• **Requirement**:
From the entries below, copy every line where the string "index" appears.

• **Source records**:
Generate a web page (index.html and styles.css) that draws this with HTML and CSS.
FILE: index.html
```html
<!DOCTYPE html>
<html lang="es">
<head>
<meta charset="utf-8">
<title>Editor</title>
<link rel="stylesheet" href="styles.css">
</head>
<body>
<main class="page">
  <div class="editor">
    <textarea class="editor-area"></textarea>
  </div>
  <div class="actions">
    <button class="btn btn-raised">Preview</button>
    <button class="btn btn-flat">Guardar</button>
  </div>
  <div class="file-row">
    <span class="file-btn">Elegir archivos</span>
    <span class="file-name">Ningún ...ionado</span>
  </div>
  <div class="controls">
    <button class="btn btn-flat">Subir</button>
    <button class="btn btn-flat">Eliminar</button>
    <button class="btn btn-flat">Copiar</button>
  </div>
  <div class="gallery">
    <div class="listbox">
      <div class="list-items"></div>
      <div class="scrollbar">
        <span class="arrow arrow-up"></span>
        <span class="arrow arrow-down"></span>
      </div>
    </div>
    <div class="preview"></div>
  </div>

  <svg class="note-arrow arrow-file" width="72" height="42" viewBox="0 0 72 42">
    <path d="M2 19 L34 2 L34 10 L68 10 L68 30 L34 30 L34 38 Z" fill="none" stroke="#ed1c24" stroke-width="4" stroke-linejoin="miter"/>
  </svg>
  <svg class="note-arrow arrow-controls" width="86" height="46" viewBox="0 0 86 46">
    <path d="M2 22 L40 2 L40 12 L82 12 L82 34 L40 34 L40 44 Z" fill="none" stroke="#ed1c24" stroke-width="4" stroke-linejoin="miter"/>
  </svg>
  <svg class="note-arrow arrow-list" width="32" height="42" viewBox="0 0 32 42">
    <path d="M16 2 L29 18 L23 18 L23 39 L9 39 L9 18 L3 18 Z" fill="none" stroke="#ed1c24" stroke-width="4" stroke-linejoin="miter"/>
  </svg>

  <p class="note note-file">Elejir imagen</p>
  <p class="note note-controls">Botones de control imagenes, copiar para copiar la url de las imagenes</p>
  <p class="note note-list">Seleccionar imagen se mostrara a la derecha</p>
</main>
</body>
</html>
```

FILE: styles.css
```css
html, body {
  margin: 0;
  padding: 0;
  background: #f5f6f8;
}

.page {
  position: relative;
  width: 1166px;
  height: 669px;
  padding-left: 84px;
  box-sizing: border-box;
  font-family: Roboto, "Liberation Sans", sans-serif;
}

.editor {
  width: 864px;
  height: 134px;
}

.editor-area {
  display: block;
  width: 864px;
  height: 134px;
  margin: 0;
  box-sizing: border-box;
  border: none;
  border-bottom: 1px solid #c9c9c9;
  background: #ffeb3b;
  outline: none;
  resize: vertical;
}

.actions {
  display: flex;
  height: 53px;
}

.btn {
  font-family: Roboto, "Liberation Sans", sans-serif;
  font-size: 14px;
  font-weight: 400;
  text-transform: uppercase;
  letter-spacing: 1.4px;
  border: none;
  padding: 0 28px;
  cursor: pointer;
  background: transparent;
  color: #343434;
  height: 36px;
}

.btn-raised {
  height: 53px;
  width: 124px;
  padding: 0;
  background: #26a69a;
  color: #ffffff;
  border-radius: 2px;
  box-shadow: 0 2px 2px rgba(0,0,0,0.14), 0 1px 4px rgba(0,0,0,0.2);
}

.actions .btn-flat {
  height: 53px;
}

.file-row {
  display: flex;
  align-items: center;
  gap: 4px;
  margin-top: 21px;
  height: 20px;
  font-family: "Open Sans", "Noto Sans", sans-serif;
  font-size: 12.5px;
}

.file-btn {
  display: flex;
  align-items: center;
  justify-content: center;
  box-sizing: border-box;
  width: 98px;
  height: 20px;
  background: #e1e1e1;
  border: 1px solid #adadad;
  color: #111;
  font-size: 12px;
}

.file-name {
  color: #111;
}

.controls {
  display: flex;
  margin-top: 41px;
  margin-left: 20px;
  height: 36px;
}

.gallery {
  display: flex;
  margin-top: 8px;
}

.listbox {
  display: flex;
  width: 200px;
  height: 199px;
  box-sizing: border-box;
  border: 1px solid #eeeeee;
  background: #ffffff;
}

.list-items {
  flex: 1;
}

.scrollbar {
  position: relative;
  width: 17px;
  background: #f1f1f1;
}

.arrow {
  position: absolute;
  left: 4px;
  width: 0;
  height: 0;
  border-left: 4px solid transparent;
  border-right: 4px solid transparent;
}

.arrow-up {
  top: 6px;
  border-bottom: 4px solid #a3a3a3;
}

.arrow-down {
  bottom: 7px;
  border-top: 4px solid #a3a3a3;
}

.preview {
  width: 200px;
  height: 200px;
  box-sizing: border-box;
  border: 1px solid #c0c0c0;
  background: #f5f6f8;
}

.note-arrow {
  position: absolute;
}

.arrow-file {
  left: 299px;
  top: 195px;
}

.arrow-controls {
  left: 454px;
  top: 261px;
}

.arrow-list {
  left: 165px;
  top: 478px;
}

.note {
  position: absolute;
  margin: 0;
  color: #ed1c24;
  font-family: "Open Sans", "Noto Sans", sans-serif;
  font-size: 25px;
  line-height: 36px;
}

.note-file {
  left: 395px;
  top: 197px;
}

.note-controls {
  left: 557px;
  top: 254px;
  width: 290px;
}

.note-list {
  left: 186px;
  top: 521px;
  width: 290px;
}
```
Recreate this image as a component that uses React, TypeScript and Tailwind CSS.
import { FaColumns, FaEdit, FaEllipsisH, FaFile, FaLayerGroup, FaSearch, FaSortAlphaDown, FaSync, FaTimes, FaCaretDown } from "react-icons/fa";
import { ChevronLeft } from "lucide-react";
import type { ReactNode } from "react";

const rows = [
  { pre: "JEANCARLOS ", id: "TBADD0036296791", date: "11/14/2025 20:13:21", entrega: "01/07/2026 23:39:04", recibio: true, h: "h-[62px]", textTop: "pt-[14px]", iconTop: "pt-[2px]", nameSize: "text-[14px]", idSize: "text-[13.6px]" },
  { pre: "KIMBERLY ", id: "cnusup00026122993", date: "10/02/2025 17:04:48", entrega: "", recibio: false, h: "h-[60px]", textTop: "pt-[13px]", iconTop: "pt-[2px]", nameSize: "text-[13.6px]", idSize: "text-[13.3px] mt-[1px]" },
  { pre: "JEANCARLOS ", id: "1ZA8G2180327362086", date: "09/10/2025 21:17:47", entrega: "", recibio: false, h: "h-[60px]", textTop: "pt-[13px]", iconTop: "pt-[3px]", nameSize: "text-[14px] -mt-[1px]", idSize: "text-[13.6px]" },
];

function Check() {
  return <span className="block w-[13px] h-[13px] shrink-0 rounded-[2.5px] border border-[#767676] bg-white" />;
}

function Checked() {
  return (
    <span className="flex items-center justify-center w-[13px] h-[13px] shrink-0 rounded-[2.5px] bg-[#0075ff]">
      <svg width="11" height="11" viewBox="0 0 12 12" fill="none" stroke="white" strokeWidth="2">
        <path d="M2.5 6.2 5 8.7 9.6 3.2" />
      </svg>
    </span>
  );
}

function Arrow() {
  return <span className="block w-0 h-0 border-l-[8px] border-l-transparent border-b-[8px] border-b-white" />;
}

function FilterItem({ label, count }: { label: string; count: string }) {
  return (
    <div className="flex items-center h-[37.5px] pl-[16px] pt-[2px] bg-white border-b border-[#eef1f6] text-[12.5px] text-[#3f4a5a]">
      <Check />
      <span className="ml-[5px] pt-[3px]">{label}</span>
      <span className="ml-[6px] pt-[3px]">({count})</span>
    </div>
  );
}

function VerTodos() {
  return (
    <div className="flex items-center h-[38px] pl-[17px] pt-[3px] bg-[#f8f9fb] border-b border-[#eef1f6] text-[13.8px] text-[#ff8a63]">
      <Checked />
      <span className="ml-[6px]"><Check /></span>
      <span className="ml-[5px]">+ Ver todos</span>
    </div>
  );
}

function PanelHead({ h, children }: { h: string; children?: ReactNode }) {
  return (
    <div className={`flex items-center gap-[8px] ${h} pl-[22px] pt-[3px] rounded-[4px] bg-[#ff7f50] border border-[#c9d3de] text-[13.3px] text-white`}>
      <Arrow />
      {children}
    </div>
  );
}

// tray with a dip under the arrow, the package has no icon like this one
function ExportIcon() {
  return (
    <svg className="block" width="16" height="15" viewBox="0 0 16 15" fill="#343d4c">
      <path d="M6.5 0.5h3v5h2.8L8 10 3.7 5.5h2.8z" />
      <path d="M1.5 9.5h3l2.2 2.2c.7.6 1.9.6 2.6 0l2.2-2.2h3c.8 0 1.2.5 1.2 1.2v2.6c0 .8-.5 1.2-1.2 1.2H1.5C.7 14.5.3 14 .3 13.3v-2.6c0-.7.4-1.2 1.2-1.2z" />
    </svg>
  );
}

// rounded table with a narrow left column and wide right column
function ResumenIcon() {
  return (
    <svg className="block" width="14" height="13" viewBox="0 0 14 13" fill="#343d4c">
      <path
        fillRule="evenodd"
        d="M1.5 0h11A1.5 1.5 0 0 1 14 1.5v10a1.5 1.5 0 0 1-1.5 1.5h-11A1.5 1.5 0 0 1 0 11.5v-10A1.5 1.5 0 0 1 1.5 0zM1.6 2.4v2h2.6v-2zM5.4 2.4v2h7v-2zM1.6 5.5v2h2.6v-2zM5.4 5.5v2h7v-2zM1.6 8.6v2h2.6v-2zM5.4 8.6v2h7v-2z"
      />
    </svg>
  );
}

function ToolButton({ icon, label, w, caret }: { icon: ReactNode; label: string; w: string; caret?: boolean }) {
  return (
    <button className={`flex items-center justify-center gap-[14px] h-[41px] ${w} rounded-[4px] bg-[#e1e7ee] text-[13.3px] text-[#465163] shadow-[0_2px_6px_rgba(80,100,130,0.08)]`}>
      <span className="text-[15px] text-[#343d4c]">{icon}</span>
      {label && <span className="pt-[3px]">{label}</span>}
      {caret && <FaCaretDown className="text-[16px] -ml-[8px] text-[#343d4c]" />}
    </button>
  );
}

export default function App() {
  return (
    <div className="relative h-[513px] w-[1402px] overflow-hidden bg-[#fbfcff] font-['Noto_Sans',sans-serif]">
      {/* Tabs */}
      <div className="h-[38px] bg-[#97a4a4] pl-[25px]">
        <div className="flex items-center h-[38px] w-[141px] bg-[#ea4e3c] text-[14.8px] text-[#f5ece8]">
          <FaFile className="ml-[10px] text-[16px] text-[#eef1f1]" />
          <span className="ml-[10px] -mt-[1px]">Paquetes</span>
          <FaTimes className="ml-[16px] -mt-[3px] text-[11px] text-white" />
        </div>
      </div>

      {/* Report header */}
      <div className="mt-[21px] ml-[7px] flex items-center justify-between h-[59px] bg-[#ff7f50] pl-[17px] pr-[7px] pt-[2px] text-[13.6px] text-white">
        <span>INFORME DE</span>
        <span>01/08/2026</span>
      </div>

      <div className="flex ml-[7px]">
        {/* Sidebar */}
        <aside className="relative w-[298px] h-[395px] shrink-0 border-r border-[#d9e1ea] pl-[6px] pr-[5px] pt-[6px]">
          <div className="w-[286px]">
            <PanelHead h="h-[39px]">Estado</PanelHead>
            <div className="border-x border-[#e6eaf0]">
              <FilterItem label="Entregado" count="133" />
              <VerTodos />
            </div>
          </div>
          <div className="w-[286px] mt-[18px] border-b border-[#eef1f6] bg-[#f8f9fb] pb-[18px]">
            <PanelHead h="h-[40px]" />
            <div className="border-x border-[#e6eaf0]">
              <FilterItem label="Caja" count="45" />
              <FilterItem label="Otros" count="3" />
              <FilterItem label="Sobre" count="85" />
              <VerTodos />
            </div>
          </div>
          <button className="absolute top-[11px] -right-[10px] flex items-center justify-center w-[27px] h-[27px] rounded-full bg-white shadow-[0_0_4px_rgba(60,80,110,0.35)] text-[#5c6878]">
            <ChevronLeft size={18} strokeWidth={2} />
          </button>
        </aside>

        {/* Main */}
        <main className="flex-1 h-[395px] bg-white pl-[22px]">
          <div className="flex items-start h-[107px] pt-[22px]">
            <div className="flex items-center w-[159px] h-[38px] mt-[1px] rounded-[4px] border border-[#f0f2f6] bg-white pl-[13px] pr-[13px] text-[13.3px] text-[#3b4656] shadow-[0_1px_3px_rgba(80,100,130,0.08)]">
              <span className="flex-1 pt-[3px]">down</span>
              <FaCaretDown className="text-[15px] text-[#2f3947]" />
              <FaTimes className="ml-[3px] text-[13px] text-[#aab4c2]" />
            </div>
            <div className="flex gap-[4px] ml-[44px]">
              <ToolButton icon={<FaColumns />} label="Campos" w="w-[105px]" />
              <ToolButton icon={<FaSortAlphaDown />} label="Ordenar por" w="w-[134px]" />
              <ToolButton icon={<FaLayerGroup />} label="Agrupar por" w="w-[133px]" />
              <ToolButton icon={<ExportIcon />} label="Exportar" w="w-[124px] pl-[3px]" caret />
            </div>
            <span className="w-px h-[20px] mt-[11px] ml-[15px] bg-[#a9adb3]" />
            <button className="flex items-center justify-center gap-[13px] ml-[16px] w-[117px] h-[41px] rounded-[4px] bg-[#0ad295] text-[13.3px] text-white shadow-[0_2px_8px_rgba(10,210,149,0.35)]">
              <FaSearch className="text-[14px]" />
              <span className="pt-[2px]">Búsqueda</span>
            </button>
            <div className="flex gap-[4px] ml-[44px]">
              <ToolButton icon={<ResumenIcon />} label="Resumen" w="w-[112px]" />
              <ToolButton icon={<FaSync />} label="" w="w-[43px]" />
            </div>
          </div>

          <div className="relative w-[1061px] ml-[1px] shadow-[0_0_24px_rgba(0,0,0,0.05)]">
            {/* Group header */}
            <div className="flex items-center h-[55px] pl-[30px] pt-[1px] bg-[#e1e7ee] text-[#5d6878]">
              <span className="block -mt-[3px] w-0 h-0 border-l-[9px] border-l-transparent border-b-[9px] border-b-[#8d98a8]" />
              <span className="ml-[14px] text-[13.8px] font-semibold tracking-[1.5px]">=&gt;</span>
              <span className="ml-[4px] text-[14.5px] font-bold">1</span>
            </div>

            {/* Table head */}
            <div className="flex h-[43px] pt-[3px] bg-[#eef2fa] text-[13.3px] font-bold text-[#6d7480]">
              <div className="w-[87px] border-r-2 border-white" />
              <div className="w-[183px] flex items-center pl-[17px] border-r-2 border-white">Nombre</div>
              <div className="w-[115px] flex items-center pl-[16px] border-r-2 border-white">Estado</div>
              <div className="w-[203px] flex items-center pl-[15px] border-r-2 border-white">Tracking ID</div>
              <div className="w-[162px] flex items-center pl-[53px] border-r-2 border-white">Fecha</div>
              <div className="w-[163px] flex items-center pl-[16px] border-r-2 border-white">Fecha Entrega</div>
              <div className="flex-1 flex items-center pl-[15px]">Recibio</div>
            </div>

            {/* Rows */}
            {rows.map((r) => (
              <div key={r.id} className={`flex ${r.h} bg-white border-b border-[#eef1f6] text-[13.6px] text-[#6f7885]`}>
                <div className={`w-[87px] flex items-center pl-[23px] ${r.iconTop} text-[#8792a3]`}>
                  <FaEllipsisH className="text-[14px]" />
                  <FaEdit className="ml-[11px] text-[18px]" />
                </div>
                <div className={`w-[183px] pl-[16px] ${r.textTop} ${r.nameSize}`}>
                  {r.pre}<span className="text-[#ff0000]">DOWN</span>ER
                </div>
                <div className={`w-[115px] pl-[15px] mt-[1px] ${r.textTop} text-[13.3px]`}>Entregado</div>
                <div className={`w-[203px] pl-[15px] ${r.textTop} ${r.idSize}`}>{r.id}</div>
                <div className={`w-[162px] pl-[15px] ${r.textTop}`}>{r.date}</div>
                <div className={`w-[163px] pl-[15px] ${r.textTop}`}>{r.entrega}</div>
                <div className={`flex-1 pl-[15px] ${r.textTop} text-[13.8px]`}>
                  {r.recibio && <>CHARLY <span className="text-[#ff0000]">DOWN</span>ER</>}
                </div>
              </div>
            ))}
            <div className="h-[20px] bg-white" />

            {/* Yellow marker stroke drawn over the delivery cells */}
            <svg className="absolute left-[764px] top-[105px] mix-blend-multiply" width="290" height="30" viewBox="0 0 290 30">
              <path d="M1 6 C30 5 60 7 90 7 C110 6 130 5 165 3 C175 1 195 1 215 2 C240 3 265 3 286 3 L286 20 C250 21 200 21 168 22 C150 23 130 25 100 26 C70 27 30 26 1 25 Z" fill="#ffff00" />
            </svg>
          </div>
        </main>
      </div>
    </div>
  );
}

• **Solution below**:
Generate a web page (index.html and styles.css) that draws this with HTML and CSS.
FILE: index.html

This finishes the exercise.